● **Dataset extract**
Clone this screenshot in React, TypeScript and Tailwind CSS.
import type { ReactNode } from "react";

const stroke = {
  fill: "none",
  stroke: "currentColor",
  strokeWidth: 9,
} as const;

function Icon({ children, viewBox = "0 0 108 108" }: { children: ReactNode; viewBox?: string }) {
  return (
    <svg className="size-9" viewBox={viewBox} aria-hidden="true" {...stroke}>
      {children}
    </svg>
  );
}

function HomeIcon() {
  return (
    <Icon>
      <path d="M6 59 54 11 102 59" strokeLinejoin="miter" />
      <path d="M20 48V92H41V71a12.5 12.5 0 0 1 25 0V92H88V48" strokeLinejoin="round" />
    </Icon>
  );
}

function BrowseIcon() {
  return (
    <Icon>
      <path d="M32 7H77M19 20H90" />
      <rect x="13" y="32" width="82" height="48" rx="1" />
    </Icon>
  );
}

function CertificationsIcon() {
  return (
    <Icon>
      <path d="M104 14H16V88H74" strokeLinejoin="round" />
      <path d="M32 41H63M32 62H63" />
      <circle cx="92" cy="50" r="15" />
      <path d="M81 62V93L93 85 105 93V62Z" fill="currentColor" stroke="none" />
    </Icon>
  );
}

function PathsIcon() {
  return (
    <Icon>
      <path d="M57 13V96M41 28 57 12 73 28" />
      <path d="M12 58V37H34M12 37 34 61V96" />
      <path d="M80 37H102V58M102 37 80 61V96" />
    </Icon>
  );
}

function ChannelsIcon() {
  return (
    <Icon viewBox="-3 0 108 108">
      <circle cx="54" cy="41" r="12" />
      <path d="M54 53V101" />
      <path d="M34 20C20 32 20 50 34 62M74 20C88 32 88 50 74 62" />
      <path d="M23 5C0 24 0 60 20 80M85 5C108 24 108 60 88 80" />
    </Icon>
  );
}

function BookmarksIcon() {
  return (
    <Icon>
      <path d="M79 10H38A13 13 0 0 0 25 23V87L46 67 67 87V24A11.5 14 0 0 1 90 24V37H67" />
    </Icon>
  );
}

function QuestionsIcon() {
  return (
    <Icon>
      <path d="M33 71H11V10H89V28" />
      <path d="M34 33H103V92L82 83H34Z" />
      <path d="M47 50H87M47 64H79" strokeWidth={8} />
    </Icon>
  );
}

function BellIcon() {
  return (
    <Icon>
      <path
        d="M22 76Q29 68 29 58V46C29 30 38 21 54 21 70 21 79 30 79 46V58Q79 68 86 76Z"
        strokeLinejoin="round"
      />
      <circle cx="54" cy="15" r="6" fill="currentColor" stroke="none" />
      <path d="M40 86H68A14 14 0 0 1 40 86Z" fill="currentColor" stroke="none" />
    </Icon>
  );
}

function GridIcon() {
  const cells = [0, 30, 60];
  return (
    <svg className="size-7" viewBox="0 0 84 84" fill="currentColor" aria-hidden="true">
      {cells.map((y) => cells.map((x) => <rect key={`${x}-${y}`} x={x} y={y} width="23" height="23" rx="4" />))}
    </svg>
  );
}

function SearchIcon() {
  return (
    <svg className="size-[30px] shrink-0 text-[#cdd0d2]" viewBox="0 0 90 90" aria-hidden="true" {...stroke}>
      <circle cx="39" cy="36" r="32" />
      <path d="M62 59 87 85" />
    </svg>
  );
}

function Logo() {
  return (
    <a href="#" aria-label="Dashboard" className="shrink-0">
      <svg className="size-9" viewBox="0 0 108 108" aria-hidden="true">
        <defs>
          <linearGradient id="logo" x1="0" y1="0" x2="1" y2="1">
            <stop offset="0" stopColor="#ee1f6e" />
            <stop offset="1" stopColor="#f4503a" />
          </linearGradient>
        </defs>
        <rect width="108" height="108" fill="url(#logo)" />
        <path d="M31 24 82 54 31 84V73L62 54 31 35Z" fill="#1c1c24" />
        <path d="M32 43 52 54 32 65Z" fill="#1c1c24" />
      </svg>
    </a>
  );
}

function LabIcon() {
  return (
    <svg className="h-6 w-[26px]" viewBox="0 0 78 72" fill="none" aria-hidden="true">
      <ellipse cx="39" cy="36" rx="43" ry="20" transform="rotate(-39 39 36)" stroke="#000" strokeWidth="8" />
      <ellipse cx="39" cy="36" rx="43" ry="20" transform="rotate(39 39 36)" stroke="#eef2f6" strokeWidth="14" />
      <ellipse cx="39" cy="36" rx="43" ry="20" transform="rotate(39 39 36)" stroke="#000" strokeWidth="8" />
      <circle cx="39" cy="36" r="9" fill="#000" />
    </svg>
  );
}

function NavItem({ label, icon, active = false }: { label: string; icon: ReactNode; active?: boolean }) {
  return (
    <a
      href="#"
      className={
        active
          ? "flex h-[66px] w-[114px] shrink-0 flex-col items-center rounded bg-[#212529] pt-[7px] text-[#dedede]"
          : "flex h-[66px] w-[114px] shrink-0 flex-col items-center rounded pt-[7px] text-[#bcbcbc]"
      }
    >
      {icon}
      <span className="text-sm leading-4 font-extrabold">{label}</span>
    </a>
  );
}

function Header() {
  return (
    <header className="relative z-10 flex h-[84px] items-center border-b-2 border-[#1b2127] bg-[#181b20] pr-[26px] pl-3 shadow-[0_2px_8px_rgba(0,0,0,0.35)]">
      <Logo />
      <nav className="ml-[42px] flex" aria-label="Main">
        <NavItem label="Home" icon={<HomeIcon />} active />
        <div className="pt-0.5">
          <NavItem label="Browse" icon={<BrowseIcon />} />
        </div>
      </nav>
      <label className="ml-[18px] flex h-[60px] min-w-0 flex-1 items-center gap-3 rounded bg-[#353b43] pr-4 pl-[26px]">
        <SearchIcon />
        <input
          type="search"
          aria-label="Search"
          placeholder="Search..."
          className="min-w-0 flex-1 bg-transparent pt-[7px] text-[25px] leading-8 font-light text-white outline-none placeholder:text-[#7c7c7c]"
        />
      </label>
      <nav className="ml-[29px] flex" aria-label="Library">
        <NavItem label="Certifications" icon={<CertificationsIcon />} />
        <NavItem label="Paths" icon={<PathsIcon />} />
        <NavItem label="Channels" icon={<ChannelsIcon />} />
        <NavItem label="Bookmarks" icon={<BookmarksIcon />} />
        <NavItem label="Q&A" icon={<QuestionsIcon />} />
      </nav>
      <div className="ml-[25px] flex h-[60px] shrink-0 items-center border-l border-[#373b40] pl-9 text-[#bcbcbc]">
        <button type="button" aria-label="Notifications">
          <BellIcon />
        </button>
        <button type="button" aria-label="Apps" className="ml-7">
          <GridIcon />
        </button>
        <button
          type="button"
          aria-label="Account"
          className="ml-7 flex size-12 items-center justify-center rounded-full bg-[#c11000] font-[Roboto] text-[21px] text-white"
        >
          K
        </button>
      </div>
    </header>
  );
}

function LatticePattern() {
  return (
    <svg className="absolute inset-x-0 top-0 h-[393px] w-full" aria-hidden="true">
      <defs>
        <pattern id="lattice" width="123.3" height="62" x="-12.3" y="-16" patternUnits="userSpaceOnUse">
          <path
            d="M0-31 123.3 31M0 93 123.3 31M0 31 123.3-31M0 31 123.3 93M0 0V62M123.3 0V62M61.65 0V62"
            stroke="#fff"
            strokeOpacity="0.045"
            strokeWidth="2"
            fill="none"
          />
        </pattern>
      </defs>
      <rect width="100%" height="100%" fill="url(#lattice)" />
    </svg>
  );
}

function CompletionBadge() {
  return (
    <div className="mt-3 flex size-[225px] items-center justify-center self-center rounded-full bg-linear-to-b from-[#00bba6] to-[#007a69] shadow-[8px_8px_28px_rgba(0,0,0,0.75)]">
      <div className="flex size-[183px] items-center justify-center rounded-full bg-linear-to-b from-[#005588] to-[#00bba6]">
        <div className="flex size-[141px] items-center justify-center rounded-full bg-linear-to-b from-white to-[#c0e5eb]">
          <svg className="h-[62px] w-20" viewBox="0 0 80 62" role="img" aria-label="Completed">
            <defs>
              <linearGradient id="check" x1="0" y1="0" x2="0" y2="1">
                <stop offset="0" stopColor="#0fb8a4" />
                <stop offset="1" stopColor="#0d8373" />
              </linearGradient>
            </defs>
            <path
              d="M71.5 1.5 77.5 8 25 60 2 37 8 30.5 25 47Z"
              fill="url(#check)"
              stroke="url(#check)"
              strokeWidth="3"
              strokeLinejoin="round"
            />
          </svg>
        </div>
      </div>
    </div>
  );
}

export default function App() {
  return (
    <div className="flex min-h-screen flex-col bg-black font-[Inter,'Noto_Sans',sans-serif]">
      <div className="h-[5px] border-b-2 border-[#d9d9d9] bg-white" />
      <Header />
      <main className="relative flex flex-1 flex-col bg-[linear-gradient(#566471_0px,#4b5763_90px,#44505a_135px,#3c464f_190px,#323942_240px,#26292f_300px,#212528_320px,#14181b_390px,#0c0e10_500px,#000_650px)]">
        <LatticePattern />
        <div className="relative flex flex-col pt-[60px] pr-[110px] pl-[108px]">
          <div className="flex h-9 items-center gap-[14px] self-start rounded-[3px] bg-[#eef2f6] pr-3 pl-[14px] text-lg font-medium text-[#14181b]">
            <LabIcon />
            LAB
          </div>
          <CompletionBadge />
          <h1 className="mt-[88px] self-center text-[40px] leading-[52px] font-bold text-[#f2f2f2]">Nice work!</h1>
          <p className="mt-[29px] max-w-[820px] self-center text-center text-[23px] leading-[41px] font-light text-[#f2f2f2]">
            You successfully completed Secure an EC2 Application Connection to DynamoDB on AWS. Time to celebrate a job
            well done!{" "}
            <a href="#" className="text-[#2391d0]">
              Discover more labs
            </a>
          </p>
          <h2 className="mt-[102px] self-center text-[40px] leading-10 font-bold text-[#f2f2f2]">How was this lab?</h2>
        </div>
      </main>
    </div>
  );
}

● **What needs to be done**
Copy every line above that holds the word "this".

● **Output of the exercise**
Clone this screenshot in React, TypeScript and Tailwind CSS.
          <h2 className="mt-[102px] self-center text-[40px] leading-10 font-bold text-[#f2f2f2]">How was this lab?</h2>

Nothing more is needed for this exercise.